*Short task:*
Transcribe the material word for word, but without the images.

::: Data for this exercise

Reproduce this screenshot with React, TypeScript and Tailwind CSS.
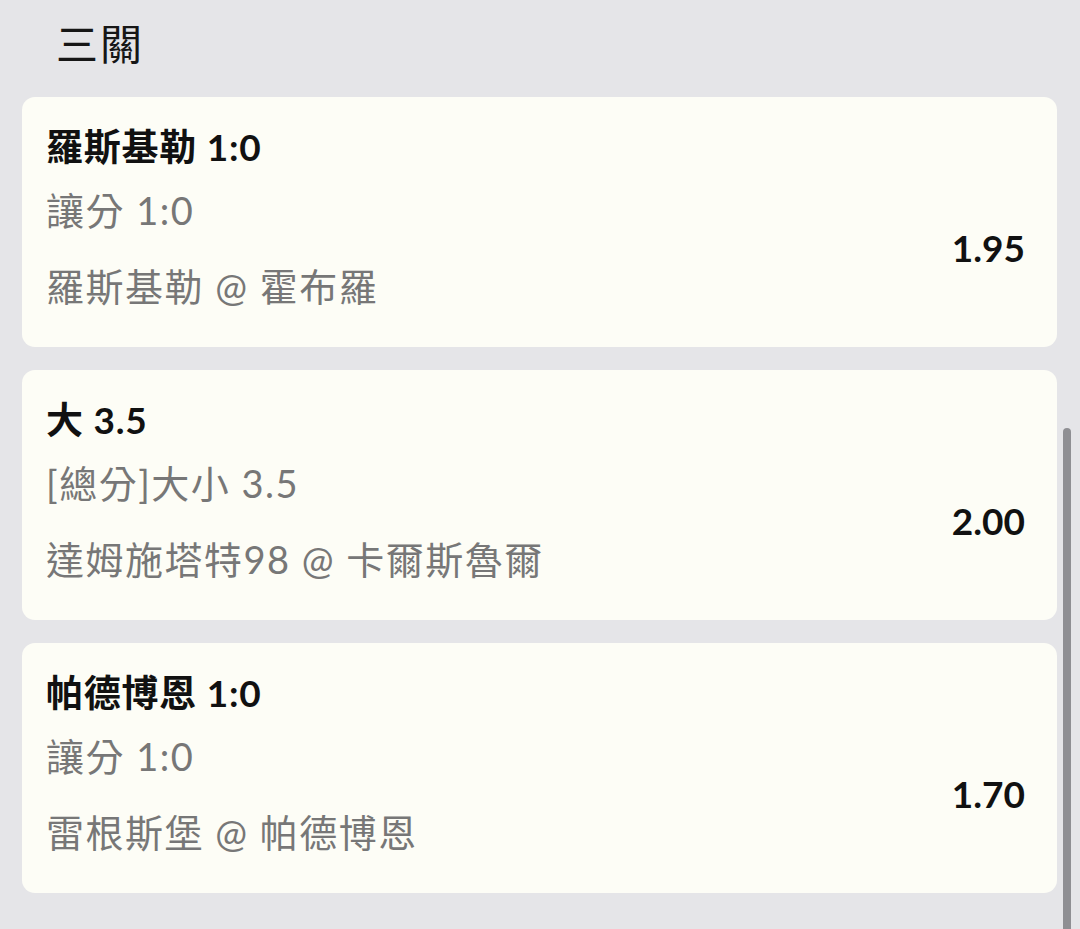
import React from "react";

type Bet = { title: string; market: string; match: string; odds: string };

const bets: Bet[] = [
  { title: "羅斯基勒 1:0", market: "讓分 1:0", match: "羅斯基勒 @ 霍布羅", odds: "1.95" },
  { title: "大 3.5", market: "[總分]大小 3.5", match: "達姆施塔特98 @ 卡爾斯魯爾", odds: "2.00" },
  { title: "帕德博恩 1:0", market: "讓分 1:0", match: "雷根斯堡 @ 帕德博恩", odds: "1.70" },
];

const font = { fontFamily: 'Lato, "Noto Sans CJK TC", "Noto Sans", sans-serif' };

export default function App() {
  return (
    <div className="relative w-[1080px] h-[929px] overflow-hidden bg-[#e5e5e8]" style={font}>
      <div className="pl-[56px] pt-[20px] h-[97px]">
        <div className="text-[42px] leading-[48px] tracking-[2px] text-[#161616]">三關</div>
      </div>
      <div className="flex flex-col gap-[23px] pl-[22px] pr-[23px]">
        {bets.map((b, i) => (
          <div key={i} className="h-[250px] rounded-[13px] bg-[#fdfdf6] pl-[24px] pr-[32px] pt-[25px]">
            <div className="h-[50px] flex items-center text-[37px] tracking-[0.75px] font-bold text-[#111111]">{b.title}</div>
            <div className="flex items-center">
              <div className="flex-1 text-[38px] tracking-[1.5px] text-[#777777]">
                <div className="h-[76px] flex items-center">{b.market}</div>
                <div className="h-[76px] flex items-center">{b.match}</div>
              </div>
              <div className="text-[37px] font-bold text-[#111111]">{b.odds}</div>
            </div>
          </div>
        ))}
      </div>
      <div className="absolute left-[1063px] top-[428px] w-[8px] h-[520px] rounded-t-full bg-[#8f8f93]" />
    </div>
  );
}
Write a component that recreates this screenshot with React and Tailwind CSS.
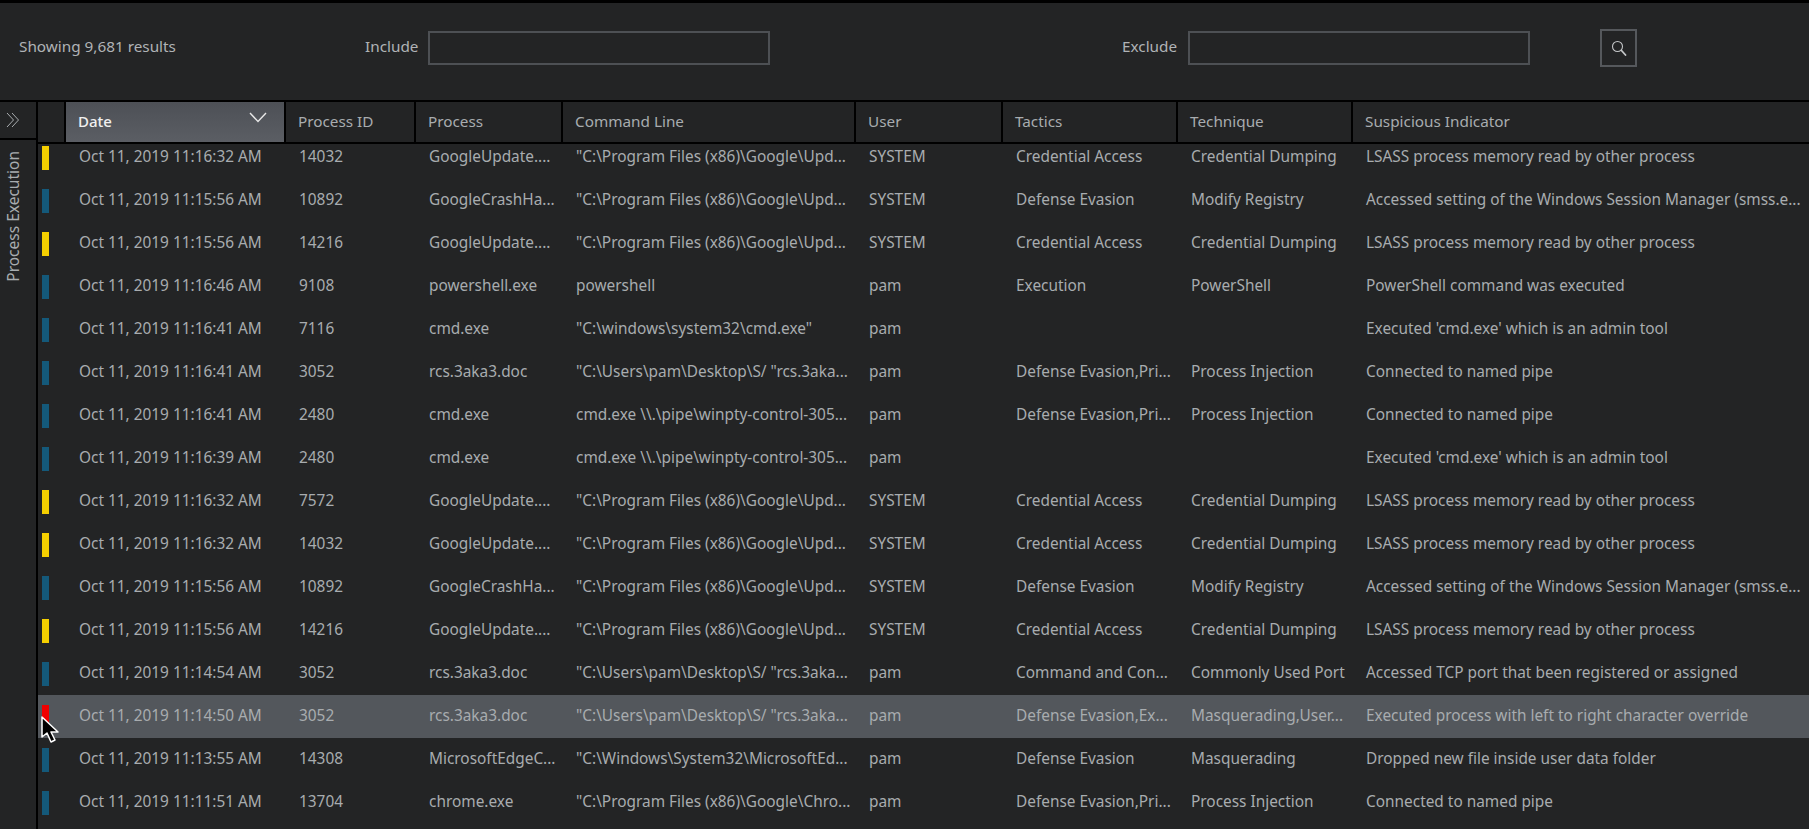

::::::

*Exercise response:*
Reproduce this screenshot with React, TypeScript and Tailwind CSS.
import React from "react";

type Bet = { title: string; market: string; match: string; odds: string };

const bets: Bet[] = [
  { title: "羅斯基勒 1:0", market: "讓分 1:0", match: "羅斯基勒 @ 霍布羅", odds: "1.95" },
  { title: "大 3.5", market: "[總分]大小 3.5", match: "達姆施塔特98 @ 卡爾斯魯爾", odds: "2.00" },
  { title: "帕德博恩 1:0", market: "讓分 1:0", match: "雷根斯堡 @ 帕德博恩", odds: "1.70" },
];

const font = { fontFamily: 'Lato, "Noto Sans CJK TC", "Noto Sans", sans-serif' };

export default function App() {
  return (
    <div className="relative w-[1080px] h-[929px] overflow-hidden bg-[#e5e5e8]" style={font}>
      <div className="pl-[56px] pt-[20px] h-[97px]">
        <div className="text-[42px] leading-[48px] tracking-[2px] text-[#161616]">三關</div>
      </div>
      <div className="flex flex-col gap-[23px] pl-[22px] pr-[23px]">
        {bets.map((b, i) => (
          <div key={i} className="h-[250px] rounded-[13px] bg-[#fdfdf6] pl-[24px] pr-[32px] pt-[25px]">
            <div className="h-[50px] flex items-center text-[37px] tracking-[0.75px] font-bold text-[#111111]">{b.title}</div>
            <div className="flex items-center">
              <div className="flex-1 text-[38px] tracking-[1.5px] text-[#777777]">
                <div className="h-[76px] flex items-center">{b.market}</div>
                <div className="h-[76px] flex items-center">{b.match}</div>
              </div>
              <div className="text-[37px] font-bold text-[#111111]">{b.odds}</div>
            </div>
          </div>
        ))}
      </div>
      <div className="absolute left-[1063px] top-[428px] w-[8px] h-[520px] rounded-t-full bg-[#8f8f93]" />
    </div>
  );
}
Write a component that recreates this screenshot with React and Tailwind CSS.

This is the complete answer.